On Thu, Jul 25, 2019 at 2:21 PM Richard Biener <rguent...@suse.de> wrote:
>
> On Thu, 25 Jul 2019, Martin Jambor wrote:
>
> > Hello,
> >
> > On Tue, Jul 23 2019, Richard Biener wrote:
> > > The following fixes the runtime regression of 456.hmmer caused
> > > by matching ICC in code generation and using cmov more aggressively
> > > (through GIMPLE level MAX_EXPR usage). Appearantly (discovered
> > > by manual assembler editing) using the SSE unit for performing
> > > SImode loads, adds and then two singed max operations plus stores
> > > is quite a bit faster than cmovs - even faster than the original
> > > single cmov plus branchy second max. Even more so for AMD CPUs
> > > than Intel CPUs.
> > >
> > > Instead of hacking up some pattern recognition pass to transform
> > > integer mode memory-to-memory computation chains involving
> > > conditional moves to "vector" code (similar to what STV does
> > > for TImode ops on x86_64) the following simply allows SImode
> > > into SSE registers (support for this is already there in some
> > > important places like move patterns!). For the particular
> > > case of 456.hmmer the required support is loads/stores
> > > (already implemented), SImode adds and SImode smax.
> > >
> > > So the patch adds a smax pattern for SImode (we don't have any
> > > for scalar modes but currently expand via a conditional move sequence)

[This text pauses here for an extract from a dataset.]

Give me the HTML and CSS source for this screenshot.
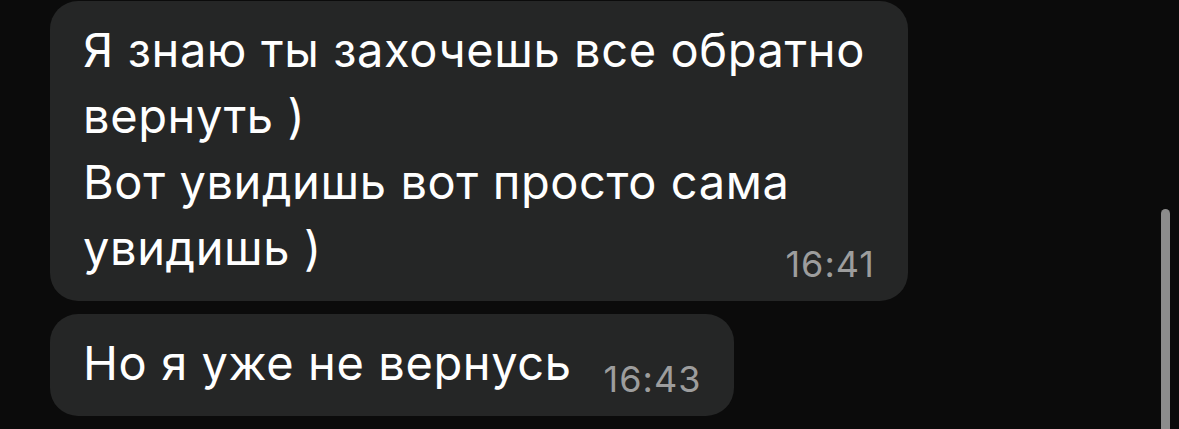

> > > emitting as SSE vector max or cmp/cmov depending on the alternative.
> > >
> > > And it amends the *add<mode>_1 pattern with SSE alternatives
> > > (which have to come before the memory alternative as IRA otherwise
> > > doesn't consider reloading a memory operand to a register).
> > >
> > > With this in place the runtime of 456.hmmer improves by 10%
> > > on Haswell which is back to before regression speed but not
> > > to same levels as seen with manually editing just the single
> > > important loop.
> > >
> > > I'm currently benchmarking all SPEC CPU 2006 on Haswell. More
> > > interesting is probably Zen where moves crossing the
> > > integer - vector domain are excessively expensive (they get
> > > done via the stack).
> >
> > There was a znver2 CPU machine not doing anything useful overnight here
> > so I benchmarked your patch using SPEC 2006 and SPEC CPUrate 2017 on top
> > of trunk r273663 (I forgot to pull, so before Honza's znver2 tuning
> > patches, I am afraid). All benchmarks were run only once with options
> > -Ofast -march=native -mtune=native.
> >
> > By far the biggest change was indeed 456.hmmer which improved by
> > incredible 35%. There was no other change bigger than +- 1.5% in SPEC
> > 2006 so the SPECint score grew by almost 3.4%.
> >
> > I understand this patch fixes a regression in that benchmark but even
> > so, 456.hmmer built with the Monday trunk was 23% slower than with gcc 9
> > and with the patch is 20% faster than gcc 9.
> >
> > In SPEC 2017, there were two changes worth mentioning although they
> > probably need to be confirmed and re-measured on top of the new tuning
> > changes. 525.x264_r regressed by 3.37% and 511.povray_r improved by
> > 3.04%.
>
> Thanks for checking. Meanwhile I figured how to restore the
> effects of the patch without disabling the GPR alternative in
> smaxsi3. The additional trick I need is avoid register class
> preferencing from moves so *movsi_internal gets a few more *s
> (in the end we'd need to split the r = g alternative because
> for r = C we _do_ want to prefer general regs - unless it's
> a special constant that can be loaded into a SSE reg? Or maybe
> that's not needed and reload costs will take care of that).
>
> I've also needed to pessimize the GPR alternative in smaxsi3
> because that instruction is supposed to drive all the decision
> as it is cheaper when done on SSE regs.
>
> Tunings still wreck things, like using -march=bdver2 will
> give you one vpmaxsd and the rest in integer regs, including
> an inter-unit move via the stack.
>
> Still this is the best I can get to with my limited .md / LRA
> skills.
>
> Is avoiding register-class preferencing from moves good? I think
> it makes sense at least.
>
> How would one write smaxsi3 as a splitter to be split after
> reload in the case LRA assigned the GPR alternative? Is it
> even worth doing? Even the SSE reg alternative can be split
> to remove the not needed CC clobber.
>
> Finally I'm unsure about the add where I needed to place
> the SSE alternative before the 2nd op memory one since it
> otherwise gets the same cost and wins.
>
> So - how to go forward with this?
Sorry to come a bit late to the discussion.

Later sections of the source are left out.